There are a series of nutrients that decrease cholesterol and saturated fat in the blood and arteries. These are lecithin, vitamin E and vitamin C, and niacin. These nutrients function efficiently in cleaning the arteries when taken in whole food. Lecithin is found in most legumes, particularly in soybeans. Both soybeans and mung beans are recommended by numerous researches and mainly by Chinese medicine for cleansing arteries, although nearly all beans, peas, and lentils are helpful. This is partly because legumes are a good source of choline, a lipotrophic agent that controls fat metabolism; choline is also a main component of lecithin.
When heat symptoms occur with arterial problems, the cooling qualities of soy and mung bean sprouts are useful.
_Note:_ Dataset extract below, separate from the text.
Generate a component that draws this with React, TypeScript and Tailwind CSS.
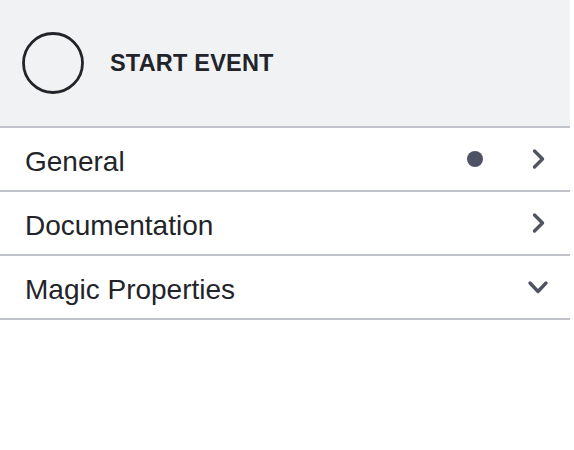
import React from 'react';

type Group = { label: string; open?: boolean; dirty?: boolean };

const groups: Group[] = [
  { label: 'General', dirty: true },
  { label: 'Documentation' },
  { label: 'Magic Properties', open: true },
];

function Chevron({ open }: { open?: boolean }) {
  return (
    <svg width="24" height="24" viewBox="0 0 24 24" className="text-[#505360]">
      {open ? (
        <path d="M4 8 L12 16.5 L20 8" fill="none" stroke="currentColor" strokeWidth="3.4" strokeLinecap="round" strokeLinejoin="round" />
      ) : (
        <path d="M8.5 4 L16.5 12 L8.5 20" fill="none" stroke="currentColor" strokeWidth="3.4" strokeLinecap="round" strokeLinejoin="round" />
      )}
    </svg>
  );
}

export default function App() {
  return (
    <div className="w-[570px] bg-white font-['Liberation_Sans',Arial,sans-serif] text-[#22242a]">
      {/* header */}
      <div className="h-[126px] bg-[#f1f2f4] flex items-center pl-[21px] gap-[25px]">
        <svg width="64" height="64" viewBox="0 0 64 64">
          <circle cx="32" cy="32" r="29.5" fill="none" stroke="#22242a" strokeWidth="2.8" />
        </svg>
        <span className="text-[23.5px] font-bold tracking-[0.2px] mt-[2px]">START EVENT</span>
      </div>
      <div className="h-[2px] bg-[#c1c3ca]" />

      {groups.map((g) => (
        <div key={g.label}>
          <div className="h-[62px] flex items-center pl-[25px] pr-[20px]">
            <span className="text-[28px] flex-1 mt-[6px]">{g.label}</span>
            {g.dirty && <span className="w-[16px] h-[16px] rounded-full bg-[#4e5264] mr-[43px]" />}
            <Chevron open={g.open} />
          </div>
          <div className="h-[2px] bg-[#c1c3ca]" />
        </div>
      ))}
    </div>
  );
}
These sprouts are usually found in grocery stores and markets with well-stocked produce. Sprouts are also an excellent source of vitamin C, as well as cabbage, parsley, bell peppers, and citrus. Eating the white insides of peppers, the core of cabbage, and a little of the pulp and inner peel of citrus provides bioflavonoids, which act synergetically with vitamin C to strengthen blood vessel walls.
Plant fiber, especially the one found in whole grains, helps to reduce fat in the blood and avoid hardening of the arteries. This is why many people have started to include extra fiber in the diet in the form of bran.
Too much isolated bran, however, can be unhealthy in other respects. Eating the whole grain with all of its fiber and other nutrients intact shows better results than eating the bran alone. Most useful for cleansing the arteries are the grains with a slightly bitter flavor: rye, quinoa, amaranth, and oats, but all other whole grains are useful for this purpose. Unprocessed grains are also an exceptional source of niacin, and they all hold the freshest type of vitamin E in their oils.